Despite its gauntlet run of trials and tribulations, Yokaren was by no means a nonstop eight month-long haze session of hell and privations for its cadets. One bright point in the cadet’s otherwise austere lifestyle was the food situation at the Yokaren schools, which was downright luxurious compared to what the civilian population was beginning to have to deal with by late 1943 and early 1944. There was a well-stocked PX on the Matsuyama campus that the Yokaren cadets were allowed to use on Sunday afternoons, and the boys were paid a stipend that was sufficient to stuff their bellies full of sweets and other snacks if they were of a mind to use their precious few hours of weekly free time for this purpose. When family or friends came to visit from the outside world, any but the worst gluttons and spendthrifts usually had enough wherewithal and boodle on hand to press much-appreciated packages of precious goodies into the arms of guests before seeing them off at the gates.

Food was not the only escape the cadets had from their mind numbing, back breaking and often infuriating daily routine.
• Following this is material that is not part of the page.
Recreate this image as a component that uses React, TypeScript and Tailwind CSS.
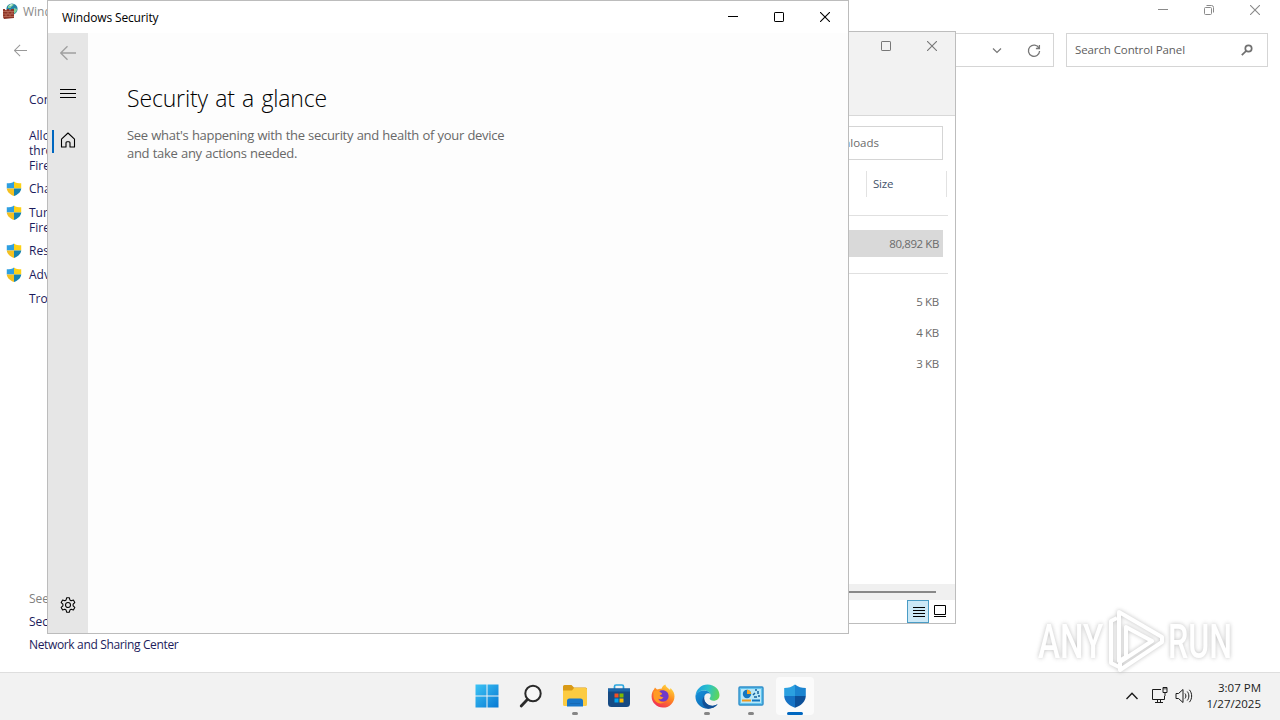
import React from "react";

const tasks = [
  { lines: ["Allo", "thro", "Fire"], shield: false, gap: "mt-[21px]" },
  { lines: ["Cha"], shield: true, gap: "mt-2" },
  { lines: ["Turn", "Fire"], shield: true, gap: "mt-[9px]" },
  { lines: ["Res"], shield: true, gap: "mt-2" },
  { lines: ["Adv"], shield: true, gap: "mt-[9px]" },
  { lines: ["Trou"], shield: false, gap: "mt-[9px]" },
];

const files = ["5 KB", "4 KB", "3 KB"];

const UacShield = () => (
  <svg width="16" height="15" viewBox="0 0 16 16" className="shrink-0">
    <path d="M8 .5C6 2 3.500 2.500.3 2.500V8H8z" fill="#2f9fe0" />
    <path d="M8 .5c2 1.500 4.500 2 7.700 2V8H8z" fill="#fcd116" />
    <path d="M.3 8c.2 3.500 3.400 6.400 7.700 8V8z" fill="#f4c020" />
    <path d="M15.700 8c-.2 3.500-3.400 6.400-7.700 8V8z" fill="#1683b0" />
  </svg>
);

const BackArrow = ({ size }: { size: number }) => (
  <svg width={size} height={size} viewBox="0 0 16 16" fill="none" stroke="currentColor" strokeWidth="1.3">
    <path d="M16 8H.8M7.500 1.200.7 8l6.800 6.800" />
  </svg>
);

const Minimize = () => (
  <svg width="10" height="10" viewBox="0 0 10 10" stroke="currentColor">
    <path d="M0 4.500h10" />
  </svg>
);

const Maximize = () => (
  <svg width="10" height="10" viewBox="0 0 10 10" fill="none" stroke="currentColor">
    <rect x=".5" y=".5" width="9" height="9" rx=".6" />
  </svg>
);

const Restore = () => (
  <svg width="10" height="10" viewBox="0 0 10 10" fill="none" stroke="currentColor">
    <rect x=".5" y="2.500" width="7" height="7" rx="1" />
    <path d="M2.500.5h5a2 2 0 0 1 2 2v5" />
  </svg>
);

const Close = () => (
  <svg width="10" height="10" viewBox="0 0 10 10" stroke="currentColor" strokeWidth="1.1">
    <path d="M0 0l10 10M10 0L0 10" />
  </svg>
);

const FirewallIcon = () => (
  <svg width="16" height="16" viewBox="0 0 16 16" className="shrink-0">
    <circle cx="10" cy="6" r="5.600" fill="#2785a8" />
    <path d="M6 3c2-2.500 5-2.500 6-1.500-1 2-3 1.500-3.500 3.500L6 5zM12 5l3 1c0 2-1 4-3 4.500z" fill="#7fd09a" />
    <path d="M7 2.500c1-1 2.500-1.400 3.500-1.200L9 3z" fill="#d7f1f5" />
    <path d="M1 6h2v1h2V6h2v1h2V6h3v9l-10 1-1-2z" fill="#8d3527" />
    <path d="M1 8.500h11M1 11h11M1 13.500h11M4 6.500v2M8 6.500v2M6 8.500V11M10 8.500V11M4 11v2.500M8 11v2.500" stroke="#c9826d" strokeWidth=".6" />
  </svg>
);

const ControlPanelWindow = () => (
  <div className="absolute inset-x-0 top-0 h-[672px] bg-white">
    <div className="flex h-[22px] items-center justify-between pl-[2px] text-[#8a8a8a]">
      <div className="flex items-center gap-[5px]">
        <FirewallIcon />
        <span className="pt-px text-[12px]">Wind</span>
      </div>
      <div className="flex gap-9 pr-5 pb-[2px]">
        <Minimize />
        <Restore />
        <Close />
      </div>
    </div>
    <div className="flex h-[56px] items-center pr-3 pl-[14px] text-[#777]">
      <div className="text-[#999]">
        <BackArrow size={13} />
      </div>
      <div className="ml-auto flex h-[34px] w-[200px] items-center justify-end gap-[25px] border border-[#d5d5d5] pr-3">
        <svg width="10" height="10" viewBox="0 0 10 10" fill="none" stroke="currentColor" strokeWidth="1.200">
          <path d="M1 3.500l4 4 4-4" />
        </svg>
        <svg width="14" height="14" viewBox="0 0 14 14" fill="none" stroke="currentColor" strokeWidth="1.300" className="mt-0.5">
          <path d="M12 4.200A5.600 5.600 0 1 0 12.600 7M12.400 1v3.500H8.900" />
        </svg>
      </div>
      <div className="ml-3 flex h-[34px] w-[202px] items-center justify-between border border-[#d5d5d5] pr-[14px] pl-2">
        <span className="text-[11.500px] tracking-[-0.1px] text-[#606060]">Search Control Panel</span>
        <svg width="12" height="12" viewBox="0 0 12 12" fill="none" stroke="#707070" strokeWidth="1.700">
          <circle cx="7.500" cy="4.500" r="3.200" />
          <path d="M5.200 6.900L.8 11.200" />
        </svg>
      </div>
    </div>
    <div className="flex h-[580px] w-[240px] flex-col pt-[14px] pl-[6px] text-[12px] leading-[15px] text-[#1c1c5c]">
      <p className="pl-[23px]">Con</p>
      {tasks.map((task) => (
        <div key={task.lines[0]} className={`flex gap-[7px] ${task.gap}`}>
          {task.shield ? <UacShield /> : <span className="w-4 shrink-0" />}
          <div>
            {task.lines.map((line) => (
              <p key={line} className="whitespace-nowrap">{line}</p>
            ))}
          </div>
        </div>
      ))}
      <div className="mt-auto flex flex-col gap-2 pb-[6px] pl-[23px]">
        <p className="text-[#808080]">See</p>
        <p>Sec</p>
        <p className="tracking-[-0.35px]">Network and Sharing Center</p>
      </div>
    </div>
  </div>
);

const ExplorerWindow = () => (
  <div className="absolute top-[31px] left-[700px] flex h-[593px] w-[256px] flex-col border border-[#bdbdbd] bg-white text-[11.500px] text-[#6b6b6b]">
    <div className="h-[84px] border-b border-[#d8d8d8] bg-[#f2f2f2]">
      <div className="flex justify-end gap-9 pt-[9px] pr-[18px] text-[#777]">
        <Maximize />
        <Close />
      </div>
    </div>
    <div className="mt-[10px] mr-3 flex h-[34px] items-center justify-end border border-[#d5d5d5] pr-[63px]">
      Downloads
    </div>
    <div className="mt-[11px] mr-2 flex h-[26px] justify-end">
      <div className="flex w-[81px] items-center border-x border-[#e2e2e2] pl-[6px] tracking-[-0.2px] text-[#43536b]">Size</div>
    </div>
    <div className="mt-[18px] mr-[7px] h-px bg-[#e0e0e0]" />
    <div className="mt-[14px] mr-3 flex h-[27px] items-center justify-end bg-[#d9d9d9] pr-1 tracking-[-0.4px]">80,892 KB</div>
    <div className="mt-4 mr-[7px] h-px bg-[#e0e0e0]" />
    <div className="mt-[12px] flex flex-col pr-4 tracking-[-0.3px]">
      {files.map((size) => (
        <div key={size} className="flex h-[31px] items-center justify-end">{size}</div>
      ))}
    </div>
    <div className="mt-auto flex h-4 items-center bg-[#f0f0f0] pr-[19px]">
      <div className="h-[2px] w-full bg-[#888]" />
    </div>
    <div className="flex h-[23px] items-center justify-end gap-[5px] pr-[9px] text-black">
      <div className="flex h-[23px] w-[22px] items-center justify-center border border-[#4a9cc5] bg-[#cce8f6] pl-px">
        <svg width="12" height="11" viewBox="0 0 12 11" stroke="currentColor">
          <path d="M0 1.500h12M0 4.500h12M0 7.500h12M0 10.500h12" />
        </svg>
      </div>
      <svg width="12" height="12" viewBox="0 0 12 12" fill="none" stroke="currentColor" className="mb-px">
        <path d="M.5.500h11v9H.5zM0 11.500h12" />
      </svg>
    </div>
  </div>
);

const SecurityWindow = () => (
  <div className="absolute top-0 left-[47px] flex h-[634px] w-[802px] flex-col border border-[#bcbcbc] bg-white text-black">
    <div className="flex h-8 shrink-0 items-center justify-between pr-[18px] pl-[14px]">
      <span className="pt-[2px] text-[12px] tracking-[-0.15px]">Windows Security</span>
      <div className="flex gap-9">
        <Minimize />
        <Maximize />
        <Close />
      </div>
    </div>
    <div className="flex flex-1">
      <div className="flex w-10 flex-col items-center bg-[#e6e6e6] pt-[12px] pb-[20px]">
        <div className="text-[#a0a0a0]">
          <BackArrow size={16} />
        </div>
        <svg width="16" height="10" viewBox="0 0 16 10" stroke="currentColor" className="mt-[28px]">
          <path d="M0 .5h16M0 4.500h16M0 8.500h16" />
        </svg>
        <div className="mt-[30px] flex h-6 w-full items-center pl-1">
          <div className="h-[23px] w-[2px] bg-[#0067c0]" />
          <svg width="16" height="16" viewBox="0 0 16 16" fill="none" stroke="currentColor" strokeWidth="1.100" className="mb-[2px] ml-[6px]">
            <path d="M1.500 7.200L8 1l6.500 6.200V15H10v-4.200a1 1 0 0 0-1-1H7a1 1 0 0 0-1 1V15H1.500z" strokeLinejoin="round" />
          </svg>
        </div>
        <svg width="16" height="16" viewBox="0 0 16 16" fill="none" stroke="currentColor" strokeWidth="1.050" strokeLinejoin="round" className="mt-auto">
          <circle cx="8" cy="8" r="2.500" />
          <path d="M6.600.8h2.800l.5 2.200 1.300.8 2.200-.7 1.400 2.500L13.100 7.200v1.600l1.700 1.600-1.400 2.500-2.200-.7-1.300.8-.5 2.200H6.600L6.100 13l-1.300-.8-2.200.7-1.400-2.500 1.700-1.600V7.200L1.200 5.600l1.400-2.500 2.200.7L6.100 3z" />
        </svg>
      </div>
      <div className="flex-1 bg-[#fdfdfd] pt-[49px] pl-[39px]">
        <h1 className="text-[23px] leading-8 font-light tracking-[-0.15px] [word-spacing:1.5px]">Security at a glance</h1>
        <p className="mt-3 text-[13px] leading-[18px] tracking-[-0.3px] whitespace-nowrap text-[#686868] [word-spacing:0.4px]">
          See what's happening with the security and health of your device
          <br />
          and take any actions needed.
        </p>
      </div>
    </div>
  </div>
);

const StartIcon = () => (
  <svg width="24" height="24" viewBox="0 0 24 24">
    <defs>
      <linearGradient id="start" x1="0" y1="0" x2="1" y2="1" gradientUnits="objectBoundingBox">
        <stop stopColor="#3cc4f5" />
        <stop offset="1" stopColor="#0878d3" />
      </linearGradient>
    </defs>
    <path d="M.5.500h11v11H.5zM12.500.500h11v11h-11zM.5 12.500h11v11H.5zM12.500 12.500h11v11h-11z" fill="url(#start)" />
  </svg>
);

const SearchIcon = () => (
  <svg width="24" height="24" viewBox="0 0 24 24" fill="none" stroke="#2a2a2a">
    <circle cx="14" cy="9.500" r="7.700" strokeWidth="2" fill="#f7f7f7" />
    <path d="M8.400 15.500L2.200 22" strokeWidth="2.800" strokeLinecap="round" />
  </svg>
);

const FolderIcon = () => (
  <svg width="26" height="24" viewBox="0 0 26 24">
    <path d="M1 2.500A1.500 1.500 0 0 1 2.500 1h7L12 3.500h11.500A1.500 1.500 0 0 1 25 5v5H1z" fill="#d99a16" />
    <path d="M1 6.500h9l2-2.500h11.500A1.500 1.500 0 0 1 25 5.500v15a1.500 1.500 0 0 1-1.500 1.500h-21A1.500 1.500 0 0 1 1 20.500z" fill="#fccb42" />
    <path d="M5 22.500V17A2.500 2.500 0 0 1 7.500 14.500h11a2.500 2.500 0 0 1 2.500 2.500v5.500z" fill="#1976c8" />
    <path d="M8 19.500h10" stroke="#1769b4" />
  </svg>
);

const StoreIcon = () => (
  <svg width="24" height="24" viewBox="0 0 24 24">
    <path d="M7.500 5V2.500A1.500 1.500 0 0 1 9 1h6a1.500 1.500 0 0 1 1.500 1.500V5" fill="none" stroke="#2aa7e0" strokeWidth="1.700" />
    <path d="M1 4.500h22v15a3.500 3.500 0 0 1-3.500 3.500h-15A3.500 3.500 0 0 1 1 19.500z" fill="#164a83" />
    <path d="M1 4.500h22v3H1z" fill="#1b66a9" />
    <path d="M7.500 9.500h4v4h-4z" fill="#f25022" />
    <path d="M12.500 9.500h4v4h-4z" fill="#7fba00" />
    <path d="M7.500 14.500h4v4h-4z" fill="#00a4ef" />
    <path d="M12.500 14.500h4v4h-4z" fill="#ffb900" />
  </svg>
);

const FirefoxIcon = () => (
  <svg width="24" height="24" viewBox="0 0 24 24">
    <defs>
      <linearGradient id="fox" x1=".8" y1="0" x2=".2" y2="1">
        <stop stopColor="#ffe044" />
        <stop offset=".45" stopColor="#ff8a20" />
        <stop offset="1" stopColor="#f0245c" />
      </linearGradient>
    </defs>
    <path d="M3 5.500l1-2 2 2c2-.5 3-1 4.500-.8C11.500 2 13 .8 14.500.5c0 2.500 3 3.500 4.500 5.500l.5-2c3 3 4 5.500 4 8.500A11.400 11.400 0 0 1 12 23.600 11.400 11.400 0 0 1 .6 12.500C.6 9.500 1.500 7 3 5.500z" fill="url(#fox)" />
    <path d="M8 7.500c2-2 6-1.500 8 .5 2.500 2.500 2 7-1 8.800-3 1.700-7 .5-8-2.800 2 1 4 .5 5-1-1.500 0-3-.5-3.500-2 1 0 2-.5 2.500-1.500C10 9.500 9 8.500 8 7.500z" fill="#7139c8" />
    <path d="M2.500 7.500c2-1.500 5-1.500 6.500.5l2 1.500c-.5 1.500-2 1.500-2.500 2 .5 1.500 2 2 4 1.500-1.500 3-4.500 2.500-5.500 1.500 1 3 4 4.500 7 3.500-5 3.500-11 0-11.500-5z" fill="#ff9a25" />
  </svg>
);

const EdgeIcon = () => (
  <svg width="25" height="25" viewBox="0 0 24 24">
    <defs>
      <linearGradient id="edgeTop" x1="0" y1=".3" x2="1" y2=".5">
        <stop stopColor="#1b9de2" />
        <stop offset=".5" stopColor="#2bc3c9" />
        <stop offset="1" stopColor="#60d657" />
      </linearGradient>
      <linearGradient id="edgeSide" x1="0" y1="0" x2="1" y2="1">
        <stop stopColor="#1693dc" />
        <stop offset="1" stopColor="#0c59a4" />
      </linearGradient>
    </defs>
    <path d="M.5 11C1.200 5 6 .5 12 .5c7 0 11.500 5 11.500 10 0 3.500-2.500 5.500-5.500 5.500-2.500 0-4-1-4-2 0-.7 1-1.200 1-3 0-2.500-2.500-4.700-6-4.700-4 0-7 2-8.500 4.700z" fill="url(#edgeTop)" />
    <path d="M.5 11C2 8 5 6.300 9 6.300c3 0 5 1.500 5.700 3C12 7.800 8.700 9.500 8.700 13.500c0 4.500 4 7.500 8 7.500 2 0 3.700-.8 5-1.500-2 2.700-5.500 4.200-9.200 4.200C5 23.700-.2 17.500.5 11z" fill="url(#edgeSide)" />
    <path d="M8.900 12c-.8 4.500 2.500 8.800 8 8.800 2.300 0 4-.8 5-1.500-2 3-5.500 4.400-9 4.400C7 22.500 5.500 15.500 8.900 12z" fill="#124f95" />
  </svg>
);

const PanelIcon = () => (
  <svg width="26" height="20" viewBox="0 0 26 20">
    <rect x="1" y="1" width="24" height="18" rx="1" fill="#64c5ee" stroke="#2f8fca" strokeWidth="1.400" />
    <rect x="3" y="3" width="20" height="14" fill="#b9e7f8" />
    <circle cx="9" cy="8" r="4.200" fill="#1477c0" />
    <path d="M9 8V3.800A4.200 4.200 0 0 1 13.200 8z" fill="#f6a623" />
    <path d="M15 9l2-2M17 4h2M20 5v3M16 11h3M20 10h2" stroke="#14619c" strokeWidth="1.500" />
    <path d="M4 14.500h9" stroke="#ef9a20" strokeWidth="2" />
    <path d="M14 14.500h8" stroke="#1477c0" strokeWidth="2" />
  </svg>
);

const DefenderIcon = () => (
  <svg width="24" height="24" viewBox="0 0 24 24">
    <path d="M12 .5C9 3 5.500 4 1.200 4v8H12z" fill="#2ba0e0" />
    <path d="M12 .5c3 2.500 6.500 3.500 10.800 3.500v8H12z" fill="#1b84d0" />
    <path d="M1.200 12c.3 5.500 4.300 9.500 10.800 11.800V12z" fill="#1672c4" />
    <path d="M22.800 12c-.3 5.500-4.300 9.500-10.800 11.800V12z" fill="#0d5099" />
  </svg>
);

const apps = [
  { name: "start", icon: <StartIcon />, state: "idle" },
  { name: "search", icon: <SearchIcon />, state: "idle" },
  { name: "explorer", icon: <FolderIcon />, state: "running" },
  { name: "store", icon: <StoreIcon />, state: "idle" },
  { name: "firefox", icon: <FirefoxIcon />, state: "idle" },
  { name: "edge", icon: <EdgeIcon />, state: "running" },
  { name: "panel", icon: <PanelIcon />, state: "running" },
  { name: "defender", icon: <DefenderIcon />, state: "active" },
];

const Taskbar = () => (
  <div className="absolute inset-x-0 bottom-0 flex h-12 border-t border-[#dedede] bg-[#f2f2f2]">
    <div className="ml-[468px] flex gap-[6px] pt-[4px]">
      {apps.map((app) => (
        <div
          key={app.name}
          className={`relative flex h-[38px] w-[38px] items-center justify-center rounded ${app.state === "active" ? "bg-[#fbfbfb]" : ""}`}
        >
          {app.icon}
          {app.state === "running" && <span className="absolute bottom-0 h-[3px] w-[6px] rounded-full bg-[#858585]" />}
          {app.state === "active" && <span className="absolute bottom-0 h-[3px] w-4 rounded-full bg-[#0067c0]" />}
        </div>
      ))}
    </div>
    <div className="ml-auto flex items-center pr-[19px] pb-[2px] text-[#1b1b1b]">
      <svg width="12" height="8" viewBox="0 0 12 8" fill="none" stroke="currentColor" strokeWidth="1.400">
        <path d="M.5 7L6 1.300 11.500 7" />
      </svg>
      <svg width="17" height="17" viewBox="0 0 17 17" fill="none" stroke="currentColor" className="ml-[13px]">
        <path d="M10 2.500H1.500v10h12V9M4 15.500h8M6.500 12.500v3M9.500 12.500v3M12 .500h4v5h-4zM14 5.500V9M13 .500v2M15 .500v2" />
      </svg>
      <svg width="18" height="16" viewBox="0 0 18 16" fill="none" stroke="currentColor" className="ml-[7px]">
        <path d="M1 5.500h2.500L8 1.500v13l-4.500-4H1z" strokeLinejoin="round" />
        <path d="M10 5.500c1.200 1.500 1.200 3.500 0 5M12.200 3.500c2.200 2.500 2.200 6.500 0 9M14.400 1.800c3 3.500 3 8.900 0 12.400" />
      </svg>
      <div className="ml-3 w-[56px] text-right text-[11.500px] leading-4 whitespace-nowrap">
        <p>3:07 PM</p>
        <p>1/27/2025</p>
      </div>
    </div>
  </div>
);

const Watermark = () => (
  <div className="absolute top-[608px] left-[1038px] flex h-[66px] items-center gap-[3px] text-white opacity-75 drop-shadow-[0_0_2px_#aaa]">
    <span className="w-[66px] pt-[2px] font-['Roboto'] text-[48px] leading-none font-medium whitespace-nowrap">
      <span className="inline-block origin-left scale-x-[0.69]">ANY</span>
    </span>
    <svg width="58" height="64" viewBox="0 0 58 64" fill="none" stroke="currentColor" strokeWidth="4" strokeLinejoin="round">
      <path d="M12 3l43 25v5L13 61v-8l32-21-26-14v30l-7 4z" />
      <path d="M10 9l-6 3v42l8 4M19 18v28" />
    </svg>
    <span className="w-[66px] pt-[2px] font-['Roboto'] text-[48px] leading-none font-medium whitespace-nowrap">
      <span className="inline-block origin-left scale-x-[0.67]">RUN</span>
    </span>
  </div>
);

const App = () => {
  return (
    <div className="relative h-[720px] w-[1280px] overflow-hidden bg-white font-['Open_Sans','Noto_Sans',sans-serif]">
      <ControlPanelWindow />
      <ExplorerWindow />
      <SecurityWindow />
      <Taskbar />
      <Watermark />
    </div>
  );
};

export default App;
Even at its dreariest, Yokaren was interspersed with occasional happy flashes of fun and joviality, and most boys formed bonds with their fellow comrades-in-hardship that were as deep and loyal as those formed by men in combat. Perhaps, as many Yokaren graduates surmise sixty years later, that was just the point of all the harping, hazing and misery in the first place. The program’s organizers and administrators may not have been overflowing with the milk of human kindness, but they knew how to take youths – some of whom cried themselves to sleep every night their first few weeks at the schools – and turn them into some of the most motivated and determined fighting men in the world in just eight months. The NCOs that dedicated themselves to making the cadets’ lives hell knew that no matter how strong a warrior’s patriotism might be, he would fight harder and face death more resolutely alongside brothers he has laughed and suffered with than in the midst of strangers with whom he has shared nothing.